[okfn-dev] Thinking more about datapkg

Thu Mar 10 05:49:16 UTC 2011

Hi,

Sorry - I know this discussion is going super slowly...

I've posted also to the nipy-devel list because we're still trying to
find our way to a good solution to this problem.

On Mon, Feb 14, 2011 at 5:31 AM, Rufus Pollock <rufus.pollock at okfn.org> wrote:
> On 12 January 2011 18:28, Matthew Brett <matthew.brett at gmail.com> wrote:
>> Hi,
>>
>> Rufus and I sat down for a while over the new year to think about
>> datapkg design.
>>
>> This email is not really a summary of that discussion, but thoughts
>> that came to me after the discussion.  I think we are hoping for
>> feedback.
>
> We also had some nice scribbled diagrams -- have you got scans of these Matthew?

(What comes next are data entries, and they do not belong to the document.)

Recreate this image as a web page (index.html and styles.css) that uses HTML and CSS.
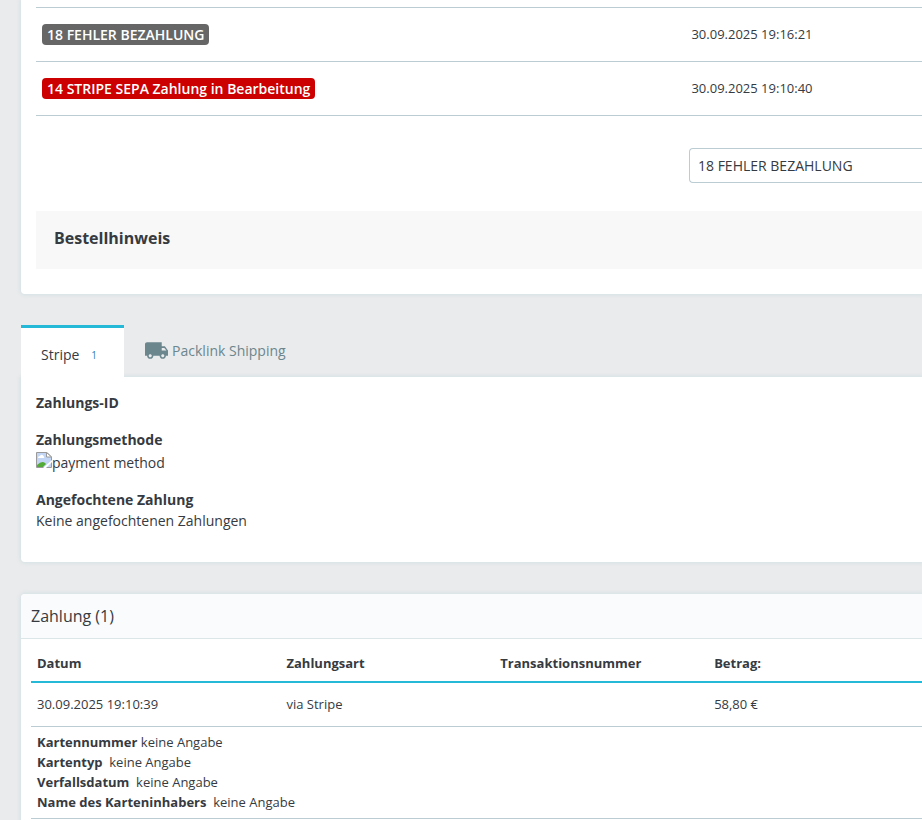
FILE: index.html
```
<!DOCTYPE html>
<html lang="de">
<head>
    <meta charset="UTF-8">
    <meta name="viewport" content="width=device-width, initial-scale=1.0">
    <title>Bestellung</title>
    <link rel="stylesheet" href="styles.css">
</head>
<body>
    <main class="content">
        <!-- Status -->
        <section class="card card-status">
            <table class="status-table">
                <tbody>
                    <tr>
                        <td class="col-status"><span class="badge badge-grey">18 FEHLER BEZAHLUNG</span></td>
                        <td>30.09.2025 19:16:21</td>
                    </tr>
                    <tr>
                        <td class="col-status"><span class="badge badge-red">14 STRIPE SEPA Zahlung in Bearbeitung</span></td>
                        <td>30.09.2025 19:10:40</td>
                    </tr>
                </tbody>
            </table>
            <form class="status-form">
                <select class="status-select" aria-label="Status">
                    <option>18 FEHLER BEZAHLUNG</option>
                    <option>14 STRIPE SEPA Zahlung in Bearbeitung</option>
                </select>
            </form>
            <div class="note">
                <h3 class="note-title">Bestellhinweis</h3>
            </div>
        </section>

        <!-- Module -->
        <nav class="tabs">
            <a class="tab tab-active" href="#stripe">Stripe <span class="tab-count">1</span></a>
            <a class="tab" href="#packlink">
                <!-- Material "local_shipping" -->
                <svg class="truck" viewBox="1 4 22 16" aria-hidden="true">
                    <path fill="currentColor" d="M20 8h-3V4H3c-1.100 0-2 .9-2 2v11h2c0 1.660 1.340 3 3 3s3-1.340 3-3h6c0 1.660 1.340 3 3 3s3-1.340 3-3h2v-5l-3-4zM6 18.500c-.83 0-1.500-.67-1.500-1.500s.67-1.500 1.500-1.500 1.500.67 1.500 1.500-.67 1.500-1.500 1.500zm13.500-9l1.960 2.500H17V9.500h2.500zm-1.500 9c-.83 0-1.500-.67-1.500-1.500s.67-1.500 1.500-1.500 1.500.67 1.500 1.500-.67 1.500-1.500 1.500z"/>
                </svg>
                Packlink Shipping
            </a>
        </nav>
        <section class="card card-stripe" id="stripe">
            <dl class="details">
                <dt>Zahlungs-ID</dt>
                <dt>Zahlungsmethode</dt>
                <dd class="method">
                    <svg class="broken" viewBox="0 0 16 16" aria-hidden="true">
                        <path fill="#c3d5f5" d="M.5.500h10.500l4.500 4.500v10.500H.5z"/>
                        <path fill="#fff" d="M2 6q0-2 2-2 1-2 2.500-1T8 5q1 1-.5 1z"/>
                        <path fill="#55ab38" d="M1 15v-2q5-5 8-2l1 1-3 3z"/>
                        <path fill="none" stroke="#9a9a9a" d="M.5 15.500V.500h10.500l4.500 4.500v10.500H.5"/>
                        <path fill="#fff" stroke="#9a9a9a" d="M10.500.500V5h5z"/>
                        <path fill="#fff" d="M16 8v2l-6 6H7z"/>
                    </svg>
                    <span>payment method</span>
                </dd>
                <dt>Angefochtene Zahlung</dt>
                <dd>Keine angefochtenen Zahlungen</dd>
            </dl>
        </section>

        <!-- Zahlung -->
        <section class="card card-payment">
            <h2 class="card-header">Zahlung (1)</h2>
            <div class="card-body">
                <table class="payment-table">
                    <thead>
                        <tr>
                            <th class="col-date">Datum</th>
                            <th class="col-mid">Zahlungsart</th>
                            <th class="col-mid">Transaktionsnummer</th>
                            <th>Betrag:</th>
                        </tr>
                    </thead>
                    <tbody>
                        <tr>
                            <td>30.09.2025 19:10:39</td>
                            <td>via Stripe</td>
                            <td></td>
                            <td>58,80 €</td>
                        </tr>
                        <tr>
                            <td class="payment-info" colspan="4">
                                <p><strong>Kartennummer</strong> keine Angabe</p>
                                <p><strong>Kartentyp</strong>&nbsp; keine Angabe</p>
                                <p><strong>Verfallsdatum</strong>&nbsp; keine Angabe</p>
                                <p><strong>Name des Karteninhabers</strong>&nbsp; keine Angabe</p>
                            </td>
                        </tr>
                    </tbody>
                </table>
            </div>
        </section>
    </main>
</body>
</html>
```

FILE: styles.css
```
* {
    box-sizing: border-box;
}
body {
    margin: 0;
    background-color: #eaebec;
    color: #363a41;
    font-family: "Open Sans", "Noto Sans", sans-serif;
    font-size: 14px;
    line-height: 21px;
    overflow-x: hidden;
}
.content {
    padding-left: 21px;
}
.card {
    background-color: #fff;
    border-radius: 4px 0 0 4px;
    box-shadow: 0 0 4px 1px #d3e0e4;
}
table {
    width: 100%;
    border-collapse: collapse;
    table-layout: fixed;
    font-size: 13px;
}
th,
td {
    padding: 0 6px;
    text-align: left;
}

/* Status */
.card-status {
    padding: 7px 0 25px 15px;
    border-top-left-radius: 0;
}
.status-table td {
    height: 54px;
    border-top: 1px solid #bbcdd2;
    border-bottom: 1px solid #bbcdd2;
}
.col-status {
    width: 73.3%;
}
.badge {
    display: inline-block;
    padding: 0 5px;
    border-radius: 4px;
    color: #fff;
    font-size: 14px;
    font-weight: 600;
}
.badge-grey {
    background-color: #666;
}
.badge-red {
    background-color: #c00;
}
.status-form {
    display: flex;
    justify-content: flex-end;
    padding: 32px 0 28px;
}
.status-select {
    width: 26.3%;
    height: 35px;
    padding: 0 8px;
    appearance: none;
    background-color: #fff;
    border: 1px solid #bbcdd2;
    border-right: none;
    border-radius: 4px 0 0 4px;
    color: #363a41;
    font-family: inherit;
    font-size: 14px;
}
.note {
    padding: 16px 18px 20px;
    background-color: #f8f8f8;
}
.note-title {
    margin: 0;
    font-size: 16px;
    font-weight: 700;
    line-height: 22px;
}

/* Module */
.tabs {
    display: flex;
    margin-top: 31px;
}
.tab {
    display: flex;
    align-items: center;
    height: 52px;
    padding: 0 21px 2px;
    color: #6c868e;
    text-decoration: none;
}
.tab-active {
    position: relative;
    padding: 3px 20px 0;
    background-color: #fff;
    border-top: 3px solid #25b9d7;
    color: #363a41;
}
.tab-count {
    margin: 3px 7px 0 12px;
    color: #2e7fb5;
    font-size: 10px;
}
.truck {
    width: 23px;
    height: 17px;
    margin-right: 4px;
}
.card-stripe {
    padding: 15px 15px 31px;
    border-top-left-radius: 0;
}
.details {
    margin: 0;
}
.details dt {
    font-weight: 700;
}
.details dt:not(:first-child) {
    margin-top: 16px;
}
.details dd {
    margin: 0;
}
.method {
    display: flex;
    padding-top: 2px;
}
.broken {
    width: 16px;
    height: 16px;
}

/* Zahlung */
.card-payment {
    margin-top: 32px;
}
.card-header {
    margin: 0;
    padding: 11px 10px;
    background-color: #fafbfc;
    border-bottom: 1px solid #dbe6e9;
    border-radius: 4px 0 0;
    font-size: 16px;
    font-weight: 500;
    line-height: 22px;
}
.card-body {
    padding: 7px 0 10px 10px;
}
.payment-table th {
    height: 36px;
    border-bottom: 2px solid #25b9d7;
    font-weight: 700;
}
.payment-table td {
    height: 44px;
    border-bottom: 1px solid #bbcdd2;
}
.payment-table .payment-info {
    padding: 5px 6px 6px;
    line-height: 20px;
}
.payment-info p {
    margin: 0;
}
.col-date {
    width: 28%;
}
.col-mid {
    width: 24%;
}
```
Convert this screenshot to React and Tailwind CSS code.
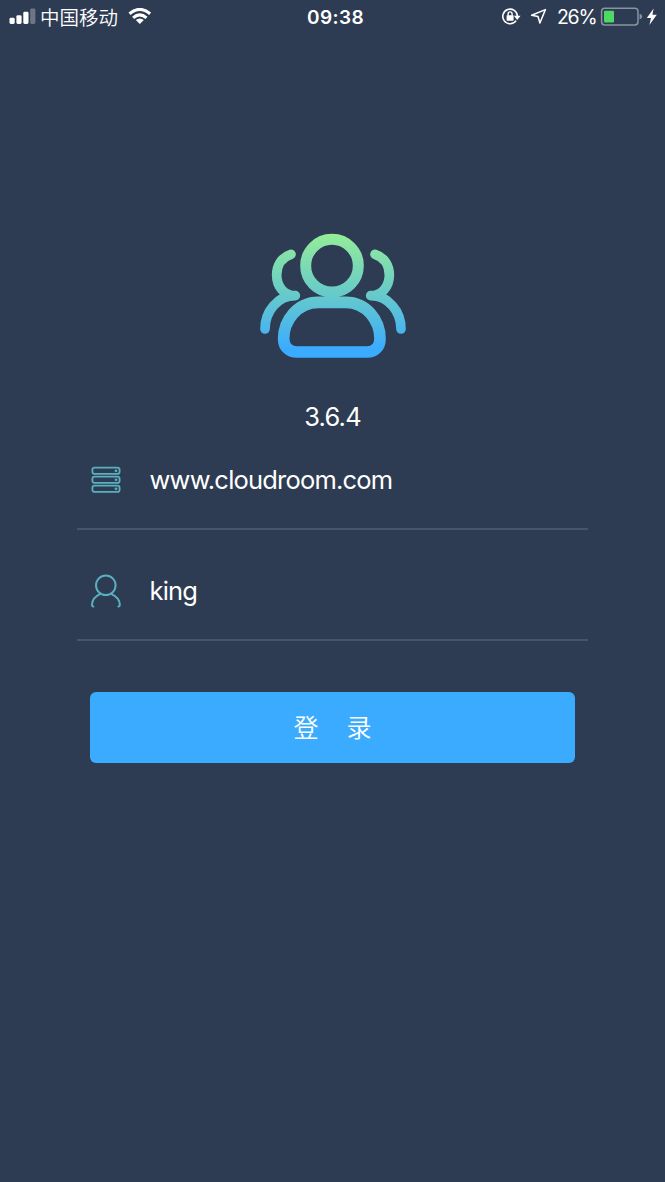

Sorry - no - I have a phone that is so ugly I forget it has a camera...

>> One thing we discussed was the idea of the set of metadata about the
>> package as a 'catalog entry'.
>>
>> I was playing with the idea of the catalog entry.
>>
>> Maybe a data package can be any collection of bytes, for which the
>> only necessary criterion is: we know how to get the bytes; we know how
>> to get the name.
>
> I think this is a key point: keep things as simple as possible and
> don't assume (as with software) that we are always dealing with files
> (we could have an API).
>
>> Start with an example.
>>
>> I've got some files in an archive named
>>
>> mydata-0.3.tar.gz
>>
>> I know how to get the bytes (because it's a tar.gz file).  The 'name'
>> is 'mydata-0.3'.    In this case, the catalog entry can be compiled by
>> guessing:
>>
>> name = mydata-0.3
>>
>> format = tar.gz
>>
>> Implied are:
>>
>> revision =
>> version =
>>
>> To publish 'mydata-0.3.tar.gz', I can make this trivial catalog entry,
>> or ask datapkg to make it, and then just add where I can get the data
>>
>> name = mydata-0.3
>> format = tar.gz
>> url = http://www.mydomain.org/files/mydata-0.3.tar.gz
>>
>> Now I just have to put this catalog entry somewhere (ckan, etc).
>
> [...]
>
>> That means, that there need be nothing specific about an archive, that
>> makes it a data package, but, of course, I can also make the catalog
>> entry be part of the archive.  That might be using (as now) a standard
>> name - catalog.json or something.
>
> Other points I remember that are important:
>
> * Distinction between a Package and a PackageRevision - first is the
> abstract thing 'PackageX' and and latter is PackageX as some
> version/revision (something I can actually get).
>
> * Use JSON for metadata and catalog file. (I've started work on
> converging on json in datapkg now that 0.8 is out the door [1])
>
> * Simple index file called catalog.json (and talked about relation
> between an index of things that could be installed versus list of
> things that were installed)

I'm sorry - this is only partly addressing your points, and I'm just
thinking aloud.

The things I'm trying to get at here, is how to do versions and
revisions, how to have the idea of 'user' and 'system' packages, and
what is in the 'index'.

We've got (above) the idea of a Package (abstract thing, a name, like
'the linux kernel' or 'ivo of chartes project texts' or 'X')

class Package(object):
    def __init__(self, name):
          self.name = name

>From time to time, instantiations of 'X' appear.  These instantiations
may be labeled with a version string ('0.5.3-rc1') and they may be
labeled with some identifier we might call a 'RevisionID' which is
meant to uniquely identify this state of the Package.  This would be
like an SVN revision number or a git or hg hash.  It's up to the
author to keep to this contract as they like.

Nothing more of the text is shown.